Mansfield’s advice on resolving differences is to wait until you’ve cooled off before you address them. “Don’t speak to your partner during a flare-up,” she says. “If it’s something that is important to you, allow your thoughts to settle for a day and then talk about it. Explain why it matters to you.” Sounds sensible, but what if your attitudes cannot be harmonised?
In my case, I suspect that I’ve taken the challenging path of falling for someone who doesn’t always echo my world view. Will we reach stale-mate? “As long as your partner respects your values, he doesn’t have to share them,” says Mansfield. “Many people would die of boredom if their views were never questioned in a relationship. As long as it doesn’t involve constant opposition, difference is a good thing.”
Come to think of it, I’m perfectly happy that I’ve claimed being green as my patch. I wouldn’t take kindly to competition. One eco-worrier per household is probably enough.
Mr Eco-Worrier’s strategy
GERVASE DE WILDE, Anna’s partner, draws up a checklist for a quiet life
First, a warning: there is no way back.
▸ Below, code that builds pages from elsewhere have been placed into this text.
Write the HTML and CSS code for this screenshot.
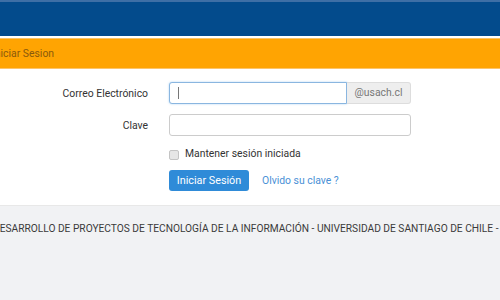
FILE: index.html
```html
<!DOCTYPE html>
<html lang="es">
<head>
    <meta charset="UTF-8">
    <meta name="viewport" content="width=device-width, initial-scale=1.0">
    <title>Iniciar Sesion</title>
    <link rel="stylesheet" href="styles.css">
</head>
<body>
    <div class="topbar"></div>

    <div class="panel-heading">Iniciar Sesion</div>

    <div class="login">
        <form class="login-form">
            <label class="form-label" for="correo">Correo Electrónico</label>
            <div class="input-group">
                <div class="field field-focus" id="correo"><span class="caret"></span></div>
                <span class="addon">@usach.cl</span>
            </div>

            <label class="form-label" for="clave">Clave</label>
            <div class="field" id="clave"></div>

            <span></span>
            <div class="check-row">
                <span class="checkbox"></span>
                <span>Mantener sesión iniciada</span>
            </div>

            <span></span>
            <div class="actions">
                <button type="button" class="btn">Iniciar Sesión</button>
                <a href="#" class="forgot">Olvido su clave ?</a>
            </div>
        </form>
    </div>

    <footer class="footer">
        <div class="footer-text">DESARROLLO DE PROYECTOS DE TECNOLOGÍA DE LA INFORMACIÓN - UNIVERSIDAD DE SANTIAGO DE CHILE - 2018</div>
    </footer>
</body>
</html>
```

FILE: styles.css
```css
html, body {
    height: 100%;
}
body {
    margin: 0;
    font-family: Roboto, "Liberation Sans", Arial, sans-serif;
    font-size: 10.4px;
    color: #333;
    background: #fff;
    display: flex;
    flex-direction: column;
    overflow: hidden;
}
.topbar {
    height: 34px;
    background: #034b8c;
    border-top: 2px solid #3e6fa6;
    border-bottom: 2px solid #fff;
}
.panel-heading {
    height: 29px;
    line-height: 29px;
    background: #ffa402;
    border-top: 1px solid #fbc468;
    border-bottom: 1px solid #fcc46a;
    color: #8a5a0c;
    text-indent: -8px;
}
.login {
    padding-top: 13px;
    height: 123px;
}
.login-form {
    display: grid;
    grid-template-columns: 148px 242px;
    column-gap: 21px;
    row-gap: 10px;
    align-items: center;
}
.form-label {
    text-align: right;
    color: #333;
}
.input-group {
    display: flex;
}
.field {
    box-sizing: border-box;
    height: 22px;
    border: 1px solid #ccc;
    border-radius: 3px;
    background: #fff;
    display: flex;
    align-items: center;
    padding-left: 8px;
}
.input-group .field {
    flex: 1;
    border-radius: 3px 0 0 3px;
}
.field-focus {
    border-color: #8ab6e0;
    box-shadow: 0 0 2px rgba(102, 175, 233, 0.6);
}
.caret {
    width: 1px;
    height: 12px;
    background: #777;
}
.addon {
    box-sizing: border-box;
    width: 64px;
    height: 22px;
    line-height: 20px;
    text-align: center;
    color: #777;
    background: #eee;
    border: 1px solid #ddd;
    border-left: 0;
    border-radius: 0 3px 3px 0;
}
.check-row {
    display: flex;
    align-items: center;
    gap: 6px;
    height: 14px;
}
.checkbox {
    box-sizing: border-box;
    width: 10px;
    height: 10px;
    margin-top: 3px;
    border: 1px solid #c4c4c4;
    border-radius: 2px;
    background: #e6e6e6;
}
.actions {
    display: flex;
    align-items: center;
    gap: 13px;
}
.btn {
    width: 80px;
    height: 21px;
    padding: 0;
    border: none;
    border-radius: 3px;
    background: #2f8bd8;
    color: #fff;
    font-family: inherit;
    font-size: 10.8px;
}
.forgot {
    color: #4a90d6;
    text-decoration: none;
}
.footer {
    flex: 1;
    background: #f1f2f4;
    border-top: 1px solid #e8e8e8;
    overflow: hidden;
}
.footer-text {
    margin-left: -7px;
    padding-top: 17px;
    white-space: nowrap;
    font-size: 10.2px;
    color: #3a3a3a;
}
```
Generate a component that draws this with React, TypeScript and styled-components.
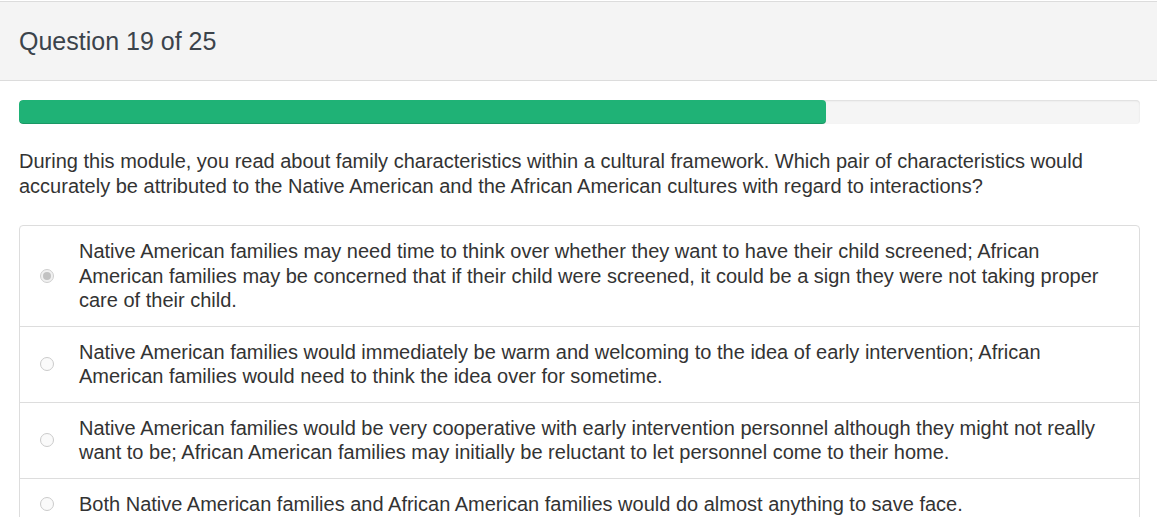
import React from "react";
import styled, { createGlobalStyle } from "styled-components";

const GlobalStyle = createGlobalStyle`
  html, body { margin: 0; padding: 0; background: #ffffff; }
  body { font-family: "Liberation Sans", Arial, Helvetica, sans-serif; color: #333333; }
  * { box-sizing: border-box; }
`;

const Page = styled.div`
  padding-top: 1px;
  width: 1157px;
`;

const Header = styled.header`
  height: 80px;
  background: #f4f4f4;
  border-top: 1px solid #dcdcdc;
  border-bottom: 1px solid #dcdcdc;
  display: flex;
  align-items: center;
  padding: 1px 19px 0;
`;

const Title = styled.h3`
  margin: 0;
  font-size: 25px;
  font-weight: 400;
  color: #3b434b;
  line-height: 1.1;
`;

const Body = styled.main`
  padding: 19px 17px 0 19px;
`;

const Track = styled.div`
  height: 24px;
  background: #f5f5f5;
  border-radius: 4px;
  box-shadow: inset 0 1px 2px rgba(0, 0, 0, 0.1);
  overflow: hidden;
`;

const Fill = styled.div`
  height: 100%;
  background: #1fb276;
  box-shadow: inset 0 -1px 0 rgba(0, 0, 0, 0.15);
  border-radius: 4px;
`;

const Prompt = styled.p`
  margin: 25px 0 26px;
  font-size: 20px;
  line-height: 25px;
  color: #333333;
`;

const List = styled.div`
  border: 1px solid #dddddd;
  border-radius: 4px;
`;

const Item = styled.label`
  display: flex;
  align-items: center;
  padding: 13px 30px 13px 20px;
  border-top: 1px solid #dddddd;
  &:first-child { border-top: none; }
`;

const Radio = styled.span<{ $checked?: boolean }>`
  flex: none;
  width: 14px;
  height: 14px;
  border-radius: 50%;
  border: 1px solid ${(p) => (p.$checked ? "#cfcfcf" : "#cbcbcb")};
  background: ${(p) => (p.$checked ? "#f1f1f1" : "#fafafa")};
  margin-right: 25px;
  display: flex;
  align-items: center;
  justify-content: center;
  &::after {
    content: "";
    width: 8px;
    height: 8px;
    border-radius: 50%;
    background: #c2c2c2;
    display: ${(p) => (p.$checked ? "block" : "none")};
  }
`;

const AnswerText = styled.span`
  font-size: 20px;
  line-height: 24.5px;
  color: #333333;
`;

const answers = [
  "Native American families may need time to think over whether they want to have their child screened; African American families may be concerned that if their child were screened, it could be a sign they were not taking proper care of their child.",
  "Native American families would immediately be warm and welcoming to the idea of early intervention; African American families would need to think the idea over for sometime.",
  "Native American families would be very cooperative with early intervention personnel although they might not really want to be; African American families may initially be reluctant to let personnel come to their home.",
  "Both Native American families and African American families would do almost anything to save face.",
];

export default function App() {
  const progress = 72;
  return (
    <Page>
      <GlobalStyle />
      <Header>
        <Title>Question 19 of 25</Title>
      </Header>
      <Body>
        <Track>
          <Fill style={{ width: `${progress}%` }} />
        </Track>
        <Prompt>
          During this module, you read about family characteristics within a cultural framework. Which pair of
          characteristics would accurately be attributed to the Native American and the African American cultures with
          regard to interactions?
        </Prompt>
        <List>
          {answers.map((a, i) => (
            <Item key={i}>
              <Radio $checked={i === 0} />
              <AnswerText>{a}</AnswerText>
            </Item>
          ))}
        </List>
      </Body>
    </Page>
  );
}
People do not become less green, and a passing interest in environmental issues in your partner will not fade. Even if they don’t write a column in a newspaper about their eco-worries, you might still find that their awareness turns to full-blown obsession. This can touch on every aspect of your life, from where you do your shopping and how you carry it home to whether it’s OK to take holidays any farther from London than West Wales. Once I got used to this brave new green world, it was time to work out ways of living in it.
Learn the terminology, the trick to seeming like you’re getting with the eco-programme. Become fluent in the language of Fairtrade and carbon footprints. Otherwise you’re destined to lose your foothold on the moral high ground and find yourself floundering in arguments about overfilling the kettle or buying ingredients for dinner that are covered in wasteful packaging.
Cultivate opinions on carbon offsetting and the value of composting worm bins, or face arguments that end in unfavourable comparisons with your greener half and their more sustainable way of life.
Make some eco-jobs your own. Learn to agree, gracefully, to turn off lights, music and computers, while keeping less green habits quiet (hide the Sainsbury’s bags as soon as you get back from the shops). Undertake the manly task of carrying a heavy box of recycling outside and the eco-credits accumulated may well come in handy when you’re making your case for a short break in Marrakesh.
And when it all gets too much, remember that even a solitary trip to the pub, where your drinking vessel, is washed up and used again (in what I now know is an impressive demonstration of sustainable practices), can have its eco-friendly side.